Existing medical marijuana dispensaries will have the first chance to broach the market. Dispensaries can apply for an early approval license within 60 days after the act is effective. Sales could begin no sooner than Jan. 1, 2020.

Existing dispensaries also will be able to apply for a secondary site license. The site can't be within
1,500 feet of an existing medical or another recreational adult use dispensary, according to the bill.

Developers who wish to create new dispensaries will have to apply for a conditional adult-use license. Applications for those will be available in October, and the state must issue 75 licenses by May 2020, according to the bill.

By December 2021, the state will issue up to 110 conditional licenses, according to the bill.

A cap of 500 dispensaries statewide is written into the bill.

Where the dispensaries will be allowed to go is determined regionally based on Bureau of Labor Statistics data. A total of 47 conditional adult-use licenses will be allowed in the Chicago-Naperville-Elgin BLS region, which includes McHenry County, according to the bill.

As of June 30, 2018, there were
55 licensed medical dispensaries in Illinois. There are an additional
22 licensed, operating cultivation centers, according to latest available data from the Illinois Department of Public Health.

Total retail sales from 2015 to June, 2018, totalled more than $184 million dollars, according to the department.

The closest medical marijuana dispensary to McHenry County is in the village of Mundelein.

‘We have a lot of evaluating to do’

Local officials say they have been watching the issue but it’s unclear how the legislation will impact McHenry County.

Harvard City Council likely will discuss the matter this month, City Administrator Dave Nelson said.

“If [council members] don’t have any issues with it, we don’t have to do anything,” Nelson said. “In the event they get a client to retail here, there is a tax on that, and that’s another discussion.”

Municipalities can impose a local tax on recreational marijuana, under the bill. They cannot ban its use but can enact ordinances to regulate where the shops are allowed to open.

“A unit of local government, including a home-rule or non-home-rule county within the unincorporated territory of the county may enact ordinances to prohibit or significantly limit a cannabis business establishment’s location,” according to a portion of the bill.

Inquiries about launching a marijuana business in Harvard have already come in, said Charles Eldredge, director of the Harvard-Woodstock enterprise zone.

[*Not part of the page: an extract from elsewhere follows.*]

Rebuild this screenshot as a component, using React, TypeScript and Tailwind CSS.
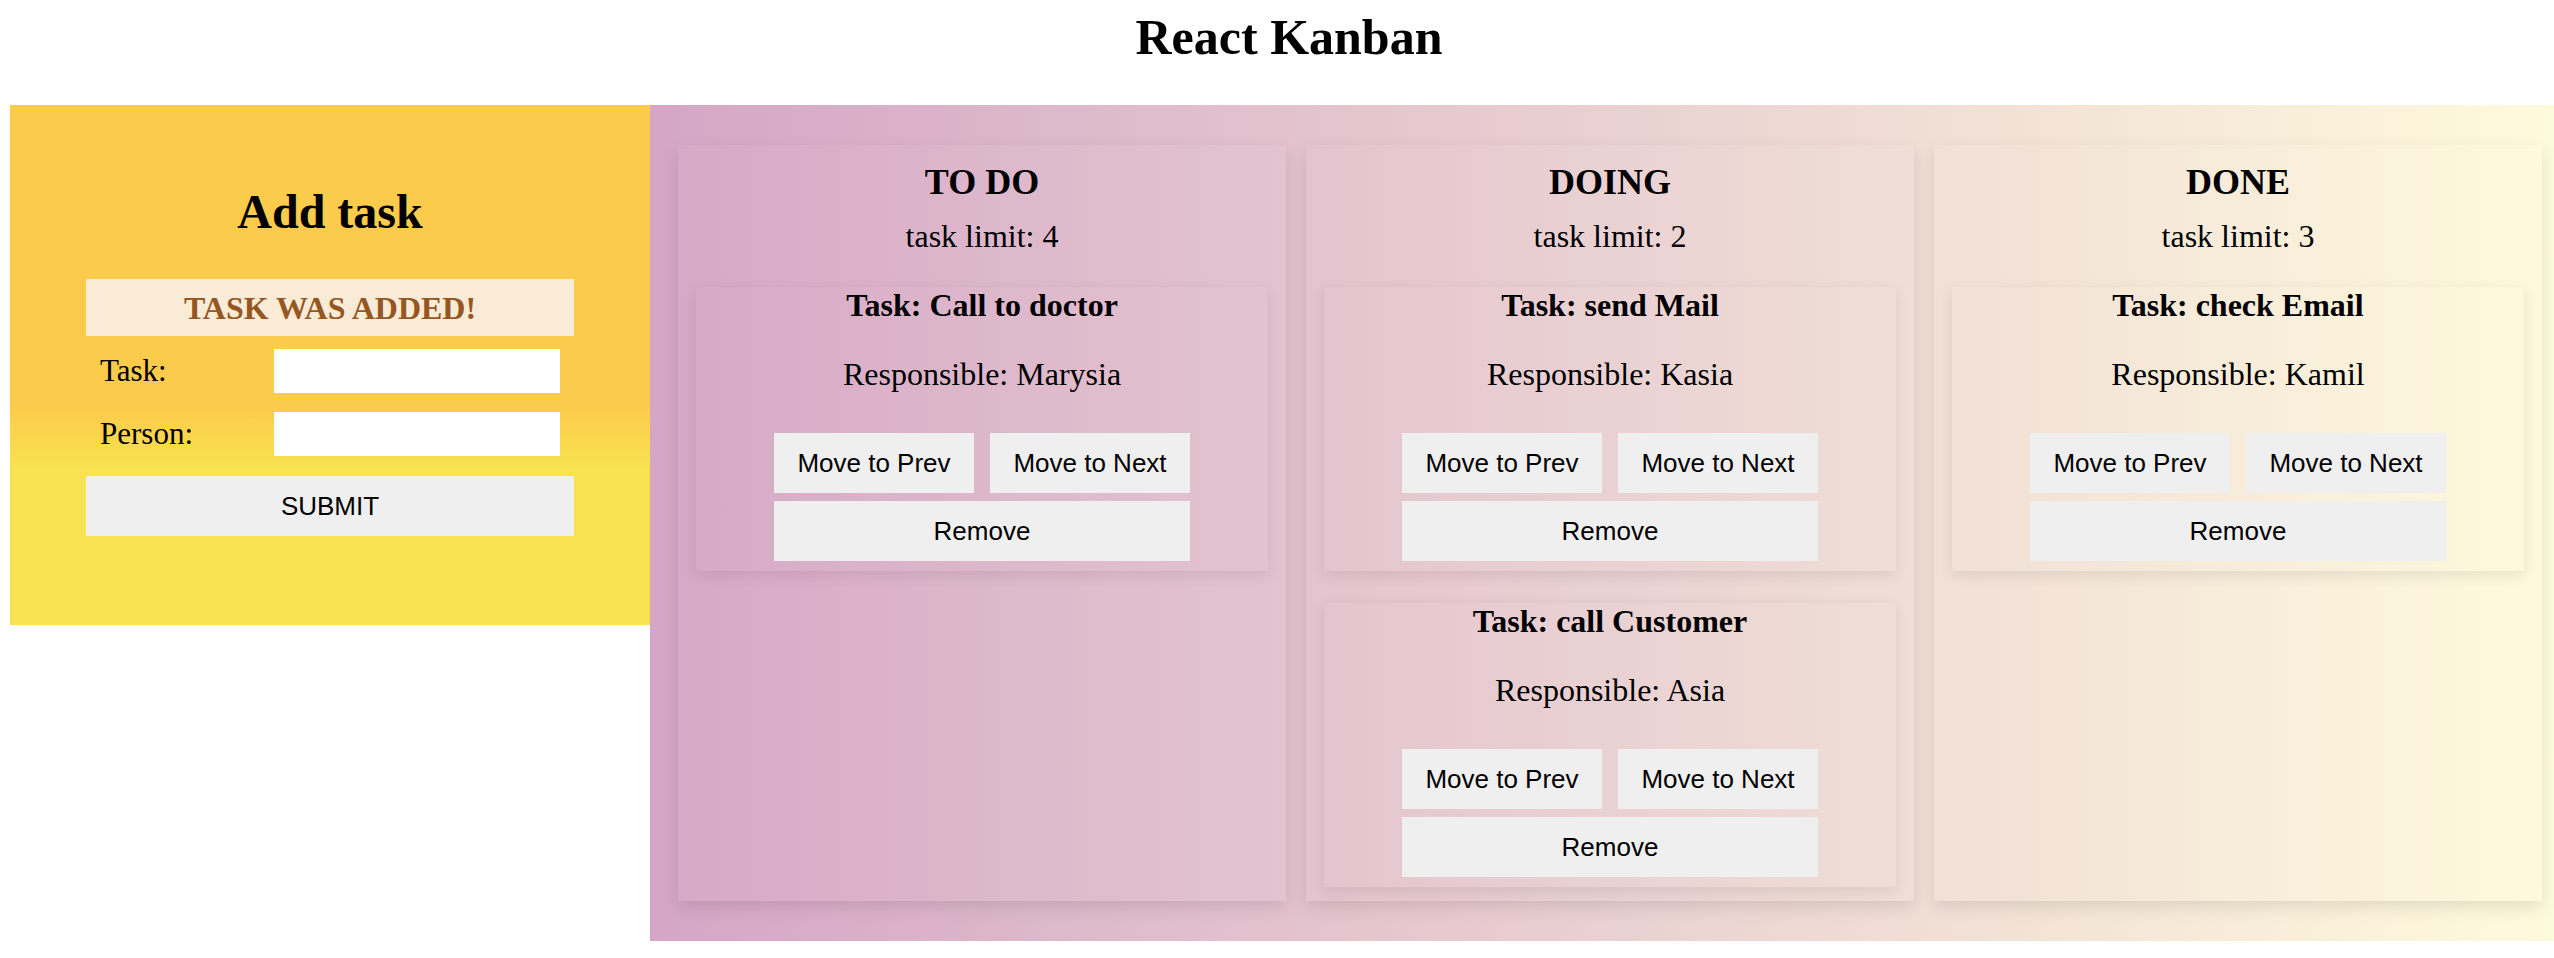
import React, { useState } from 'react';

type Task = {
  id: number;
  name: string;
  user: string;
  idColumn: number;
};

type Column = {
  id: number;
  name: string;
  limit: number;
};

const columns: Column[] = [
  { id: 1, name: 'TO DO', limit: 4 },
  { id: 2, name: 'DOING', limit: 2 },
  { id: 3, name: 'DONE', limit: 3 },
];

const initialTasks: Task[] = [
  { id: 1, name: 'Call to doctor', user: 'Marysia', idColumn: 1 },
  { id: 2, name: 'send Mail', user: 'Kasia', idColumn: 2 },
  { id: 3, name: 'call Customer', user: 'Asia', idColumn: 2 },
  { id: 4, name: 'check Email', user: 'Kamil', idColumn: 3 },
];

const btn =
  'h-[60px] bg-[#efefef] text-black text-[26px] font-["Liberation_Sans",Arial,sans-serif] cursor-pointer';

const TaskCard: React.FC<{
  task: Task;
  onMove: (id: number, dir: number) => void;
  onRemove: (id: number) => void;
}> = ({ task, onMove, onRemove }) => (
  <div className="pb-[10px] text-center shadow-[0_4px_14px_rgba(0,0,0,0.09)]">
    <h3 className="text-[32px] leading-[37px] font-bold">Task: {task.name}</h3>
    <p className="mt-[32px] text-[32px] leading-[37px]">Responsible: {task.user}</p>
    <div className="mt-[40px] flex flex-col items-center gap-2">
      <div className="flex gap-4">
        <button className={`${btn} w-[200px]`} onClick={() => onMove(task.id, -1)}>
          Move to Prev
        </button>
        <button className={`${btn} w-[200px]`} onClick={() => onMove(task.id, 1)}>
          Move to Next
        </button>
      </div>
      <button className={`${btn} w-[416px]`} onClick={() => onRemove(task.id)}>
        Remove
      </button>
    </div>
  </div>
);

const App: React.FC = () => {
  const [tasks, setTasks] = useState<Task[]>(initialTasks);
  const [name, setName] = useState('');
  const [user, setUser] = useState('');
  const [message] = useState('TASK WAS ADDED!');

  const moveTask = (id: number, dir: number) => {
    setTasks(prev =>
      prev.map(t => {
        if (t.id !== id) return t;
        const next = t.idColumn + dir;
        if (next < 1 || next > columns.length) return t;
        return { ...t, idColumn: next };
      })
    );
  };

  const removeTask = (id: number) => {
    setTasks(prev => prev.filter(t => t.id !== id));
  };

  const handleSubmit = (e: React.FormEvent) => {
    e.preventDefault();
    if (!name || !user) return;
    setTasks(prev => [...prev, { id: Date.now(), name, user, idColumn: 1 }]);
    setName('');
    setUser('');
  };

  return (
    <div className="min-h-screen bg-white text-black font-['Liberation_Serif','Times_New_Roman',serif]">
      <h1 className="pt-[8px] pl-6 text-center text-[50px] leading-[58px] font-bold">React Kanban</h1>

      <div className="mt-[39px] flex items-start">
        {/* Add task form */}
        <aside className="ml-[10px] w-[640px] h-[520px] shrink-0 bg-[linear-gradient(180deg,#fbcb4b_58%,#f8e250_70%)]">
          <h2 className="pt-[79px] text-center text-[48px] leading-[55px] font-bold">Add task</h2>
          <form onSubmit={handleSubmit} className="mx-auto mt-[40px] w-[488px]">
            <div className="h-[57px] flex items-center justify-center bg-[#faebd7] text-[#96561f] text-[32px] font-bold">
              {message}
            </div>
            <label className="mt-[12px] px-[14px] flex items-center text-[31px]">
              <span className="w-[174px]">Task:</span>
              <input
                value={name}
                onChange={e => setName(e.target.value)}
                className="w-[286px] h-[44px] bg-white outline-none px-2"
              />
            </label>
            <label className="mt-[16px] px-[14px] flex items-center text-[31px]">
              <span className="w-[174px]">Person:</span>
              <input
                value={user}
                onChange={e => setUser(e.target.value)}
                className="w-[286px] h-[44px] bg-white outline-none px-2"
              />
            </label>
            <button type="submit" className={`${btn} mt-[19px] w-full`}>
              SUBMIT
            </button>
          </form>
        </aside>

        {/* Board */}
        <main className="flex-1 flex gap-[20px] pl-[28px] pr-[12px] py-[40px] bg-[linear-gradient(90deg,#d5a6c6,#fefadc)]">
          {columns.map(col => (
            <section
              key={col.id}
              className="flex-1 pt-[17px] pb-[14px] text-center bg-white/[0.03] shadow-[0_6px_16px_rgba(0,0,0,0.1)]"
            >
              <h2 className="text-[36px] leading-[41px] font-bold">{col.name}</h2>
              <p className="mt-[15px] text-[32px] leading-[37px]">task limit: {col.limit}</p>
              <div className="mt-[32px] px-[18px] flex flex-col gap-[32px]">
                {tasks
                  .filter(t => t.idColumn === col.id)
                  .map(t => (
                    <TaskCard key={t.id} task={t} onMove={moveTask} onRemove={removeTask} />
                  ))}
              </div>
            </section>
          ))}
        </main>
      </div>
    </div>
  );
};

export default App;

He said several potential growers had approached him about the possibilities and were looking at sites within the enterprise zone.

“The city of Harvard has expressed to me that they would be very open to a grow facility located in the enterprise zone,” Eldredge said.

The Woodstock City Council discussed the matter at a recent workshop, but a clear stance on the issue hasn’t yet emerged, City Manager Roscoe Stelford said.

“We have a lot of evaluating to do,” Stelford said. “My understanding of the law is that you can’t ban the use. You can only ban the sale. There will be communities that allow it because it’s now lawful, and you will see the impact ... but we still need to do more research. It’s still so new.”

Past proposals

Developers in the past have proposed medical marijuana facilities in Woodstock, Algonquin and McHenry. All were supported on a local level, but the businesses never materialized.

In Algonquin, the proposed medical dispensary developer had problems getting state approval, Village President John Schmitt said.

He said that the Village Board hasn’t yet discussed the impact of legalized recreational marijuana.

“We have that site already identified, so I am guessing that conversation will take place,” he said.

In McHenry, financing stalled the development, Mayor Wayne Jett said.

“The gentleman looking to open had some financial issues in getting it done,” Jett said. “Since then, there have been discussions and people approaching us as far as a [medical] dispensary but nothing set in stone.”

He said the city had met with police and other organizations to discuss the effects of recreational legalization but would have to talk about it more when the bill was officially passed.

McHenry County officials don’t expect to face much pressure from dispensary developers because there isn’t a lot of retail space in unincorporated area of the county, County Administrator Pete Austin said.

However, as one of the county’s largest employers, a different discussion will have to take place.

“There are all kinds of associated concerns with what our personnel manual says, and what our union contracts say and how those interact with state laws,” he said.